The law of reflection can be understood by either the particle picture (think of an elastic collision of a particle with a hard surface) or in terms of waves (Use Huygen's principle). Note that at any interface, there is partial transmission, partial absorption and partial reflection. We shall not discuss absorption much. Optical materials are those which transmit most of the incident light, for these materials obsorption is considered a deleterious effect or a ``loss". Ideal mirrors have perfect reflection while perfect lenses have perfect transmission.

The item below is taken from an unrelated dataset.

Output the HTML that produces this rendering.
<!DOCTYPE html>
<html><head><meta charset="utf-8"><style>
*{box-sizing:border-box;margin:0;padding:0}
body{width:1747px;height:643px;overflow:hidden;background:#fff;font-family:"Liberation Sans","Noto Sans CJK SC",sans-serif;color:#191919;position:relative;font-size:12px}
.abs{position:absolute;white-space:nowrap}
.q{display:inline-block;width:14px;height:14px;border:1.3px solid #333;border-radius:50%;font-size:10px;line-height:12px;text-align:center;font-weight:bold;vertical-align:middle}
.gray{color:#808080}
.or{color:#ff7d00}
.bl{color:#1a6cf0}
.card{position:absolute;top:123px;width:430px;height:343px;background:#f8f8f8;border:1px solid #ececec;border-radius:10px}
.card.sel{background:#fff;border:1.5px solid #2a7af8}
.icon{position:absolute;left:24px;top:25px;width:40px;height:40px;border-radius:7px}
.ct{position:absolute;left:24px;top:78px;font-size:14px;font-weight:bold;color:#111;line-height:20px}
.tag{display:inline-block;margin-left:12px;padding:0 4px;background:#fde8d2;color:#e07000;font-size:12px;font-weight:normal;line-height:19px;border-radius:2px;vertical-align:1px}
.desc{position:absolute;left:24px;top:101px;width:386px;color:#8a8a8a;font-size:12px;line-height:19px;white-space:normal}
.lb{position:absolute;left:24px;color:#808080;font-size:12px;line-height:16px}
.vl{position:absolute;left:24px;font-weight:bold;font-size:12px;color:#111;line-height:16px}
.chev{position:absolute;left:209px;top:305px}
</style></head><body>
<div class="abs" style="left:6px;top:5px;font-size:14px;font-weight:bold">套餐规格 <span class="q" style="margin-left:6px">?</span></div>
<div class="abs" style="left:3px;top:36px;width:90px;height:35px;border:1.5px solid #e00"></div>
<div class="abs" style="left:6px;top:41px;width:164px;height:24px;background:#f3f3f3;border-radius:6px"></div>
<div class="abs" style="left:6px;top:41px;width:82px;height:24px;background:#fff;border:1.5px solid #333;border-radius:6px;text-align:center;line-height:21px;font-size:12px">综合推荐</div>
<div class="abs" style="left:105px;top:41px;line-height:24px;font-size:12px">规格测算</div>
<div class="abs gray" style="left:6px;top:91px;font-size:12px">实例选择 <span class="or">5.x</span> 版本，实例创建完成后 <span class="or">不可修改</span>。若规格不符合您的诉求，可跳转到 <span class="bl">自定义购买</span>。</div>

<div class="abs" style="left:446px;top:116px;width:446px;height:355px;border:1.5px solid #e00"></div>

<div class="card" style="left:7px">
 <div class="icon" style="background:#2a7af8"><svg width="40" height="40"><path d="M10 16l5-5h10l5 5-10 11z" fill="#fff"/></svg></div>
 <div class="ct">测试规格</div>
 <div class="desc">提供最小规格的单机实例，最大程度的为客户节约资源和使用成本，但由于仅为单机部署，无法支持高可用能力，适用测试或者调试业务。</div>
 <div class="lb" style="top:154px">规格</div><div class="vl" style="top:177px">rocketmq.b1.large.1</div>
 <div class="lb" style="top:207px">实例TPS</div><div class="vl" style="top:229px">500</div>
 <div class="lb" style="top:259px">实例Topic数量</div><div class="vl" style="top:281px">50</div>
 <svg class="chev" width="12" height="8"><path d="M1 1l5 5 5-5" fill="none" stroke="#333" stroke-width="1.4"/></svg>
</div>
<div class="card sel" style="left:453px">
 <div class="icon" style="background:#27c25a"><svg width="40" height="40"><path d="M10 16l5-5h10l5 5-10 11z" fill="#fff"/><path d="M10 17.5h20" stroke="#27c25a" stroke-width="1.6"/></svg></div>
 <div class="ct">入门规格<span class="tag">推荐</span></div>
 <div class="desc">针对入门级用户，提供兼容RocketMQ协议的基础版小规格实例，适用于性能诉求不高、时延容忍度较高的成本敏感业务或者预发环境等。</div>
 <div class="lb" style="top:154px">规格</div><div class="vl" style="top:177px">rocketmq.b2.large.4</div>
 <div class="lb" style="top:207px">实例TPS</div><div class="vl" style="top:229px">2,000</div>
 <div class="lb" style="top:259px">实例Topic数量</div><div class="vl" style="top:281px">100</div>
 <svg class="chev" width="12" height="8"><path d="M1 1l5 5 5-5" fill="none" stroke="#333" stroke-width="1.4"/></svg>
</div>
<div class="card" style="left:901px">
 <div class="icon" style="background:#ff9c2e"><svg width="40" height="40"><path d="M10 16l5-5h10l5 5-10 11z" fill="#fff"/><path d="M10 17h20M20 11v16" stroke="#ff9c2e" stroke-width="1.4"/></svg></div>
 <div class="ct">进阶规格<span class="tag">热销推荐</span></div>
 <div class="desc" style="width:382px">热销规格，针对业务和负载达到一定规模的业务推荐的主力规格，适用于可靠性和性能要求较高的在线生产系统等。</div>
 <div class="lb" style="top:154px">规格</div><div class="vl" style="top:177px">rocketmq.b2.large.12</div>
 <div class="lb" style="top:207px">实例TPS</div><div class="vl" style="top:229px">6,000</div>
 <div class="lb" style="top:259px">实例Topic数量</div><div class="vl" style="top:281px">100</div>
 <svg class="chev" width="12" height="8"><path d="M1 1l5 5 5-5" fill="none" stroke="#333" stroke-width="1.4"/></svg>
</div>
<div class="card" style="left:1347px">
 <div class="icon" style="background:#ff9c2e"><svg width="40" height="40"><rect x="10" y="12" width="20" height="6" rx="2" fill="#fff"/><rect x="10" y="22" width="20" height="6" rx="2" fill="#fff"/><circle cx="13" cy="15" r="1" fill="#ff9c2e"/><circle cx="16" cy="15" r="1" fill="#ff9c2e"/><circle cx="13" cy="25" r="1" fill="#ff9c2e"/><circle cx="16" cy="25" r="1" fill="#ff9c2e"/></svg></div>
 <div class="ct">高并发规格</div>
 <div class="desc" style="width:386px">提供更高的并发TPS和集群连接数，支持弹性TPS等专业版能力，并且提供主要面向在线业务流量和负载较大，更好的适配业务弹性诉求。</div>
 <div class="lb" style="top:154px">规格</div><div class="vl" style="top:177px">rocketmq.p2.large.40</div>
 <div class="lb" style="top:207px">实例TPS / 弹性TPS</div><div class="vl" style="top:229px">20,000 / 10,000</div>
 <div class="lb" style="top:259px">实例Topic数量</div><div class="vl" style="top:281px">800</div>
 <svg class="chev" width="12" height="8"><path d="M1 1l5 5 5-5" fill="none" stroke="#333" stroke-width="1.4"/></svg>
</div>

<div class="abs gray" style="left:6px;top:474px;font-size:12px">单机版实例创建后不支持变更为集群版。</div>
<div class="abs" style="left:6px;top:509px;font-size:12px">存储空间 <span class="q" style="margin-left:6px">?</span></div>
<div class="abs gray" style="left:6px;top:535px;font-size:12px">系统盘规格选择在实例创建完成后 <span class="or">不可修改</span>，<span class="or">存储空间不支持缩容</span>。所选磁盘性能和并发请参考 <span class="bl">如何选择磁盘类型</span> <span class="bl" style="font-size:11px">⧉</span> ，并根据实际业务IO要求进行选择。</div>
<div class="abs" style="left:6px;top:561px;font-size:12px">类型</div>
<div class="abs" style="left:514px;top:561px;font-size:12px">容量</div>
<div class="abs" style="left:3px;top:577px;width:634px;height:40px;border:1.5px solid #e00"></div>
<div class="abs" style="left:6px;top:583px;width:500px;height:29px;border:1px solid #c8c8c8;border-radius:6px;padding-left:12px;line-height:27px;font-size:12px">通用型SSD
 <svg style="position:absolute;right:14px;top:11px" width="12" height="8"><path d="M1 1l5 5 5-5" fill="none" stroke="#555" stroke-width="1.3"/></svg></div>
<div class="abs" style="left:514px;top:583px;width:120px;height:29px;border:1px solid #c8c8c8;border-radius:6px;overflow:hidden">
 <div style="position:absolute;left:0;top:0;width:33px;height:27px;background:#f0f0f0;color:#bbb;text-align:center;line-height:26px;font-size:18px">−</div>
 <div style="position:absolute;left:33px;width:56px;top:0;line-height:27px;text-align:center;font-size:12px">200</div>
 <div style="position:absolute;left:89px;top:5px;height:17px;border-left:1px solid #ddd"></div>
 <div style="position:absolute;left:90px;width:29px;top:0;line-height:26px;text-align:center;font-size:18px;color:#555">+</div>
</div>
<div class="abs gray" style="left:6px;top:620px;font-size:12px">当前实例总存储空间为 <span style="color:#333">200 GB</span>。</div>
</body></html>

From the formula v = c/n, it is evident that light waves slow down inside materials. However if a source is emitting at frequency f, this frequency should be observed no matter where a observer is. Another way of stating this is that the number of wavefronts which pass an observer per unit time must be the same as the number of wavefronts produced by the source, per unit time. The frequency of light is thus the same inside a material as it is in air. If the frequency is constant, we have,

\begin{displaymath}f = {c\over n_1 \lambda_1} = {c\over n_2 \lambda_2}
\end{displaymath} (1)

This implies,

\begin{displaymath}n_1 \lambda_1 = n_2 \lambda_2
\end{displaymath} (2)

This demonstrates that in high refractive index materials, the wavelength of light is shorter.

An extremely useful approach to geometrical optics is to use ray tracing. The ray associated with an EM wave is drawn perpendicular to the wavefronts for the wave. Almost everything that we shall do in geometrical optics is most easily understood using ray tracing. The key principle concerning rays in geometrical optics is Fermat's principle which states that: Light rays take the path which has the shortest transit time. Using this principle it is easy to prove the laws of reflection and refraction.

Total internal reflection

An important special case of Snell's law of refraction is that when light inside a material with refractive index n1 strikes an interface with refractive index n2<n1 at a sufficiently high angle, then reflection occurs instead of transmission. The condition for this "total internal reflection" is,

\begin{displaymath}n_1 sin(\theta^c_1) = n_2 sin (90^o) = n_2
\end{displaymath} (3)

This has solution,

\begin{displaymath}\theta_1^c = Sin^{-1}({n_2\over n_1})
\end{displaymath} (4)

The most extreme case is a diamond/air interface, where $n_1\sim 2.4$ and n2 = 1, in which case $\theta_1^c \approx 25^o$. Any angle of incidence which is greater than this will internally reflect from the diamond/air interface. This means that light which enters diamond undergoes many internal reflections before it escapes. This is what gives diamond it appealing sparkle.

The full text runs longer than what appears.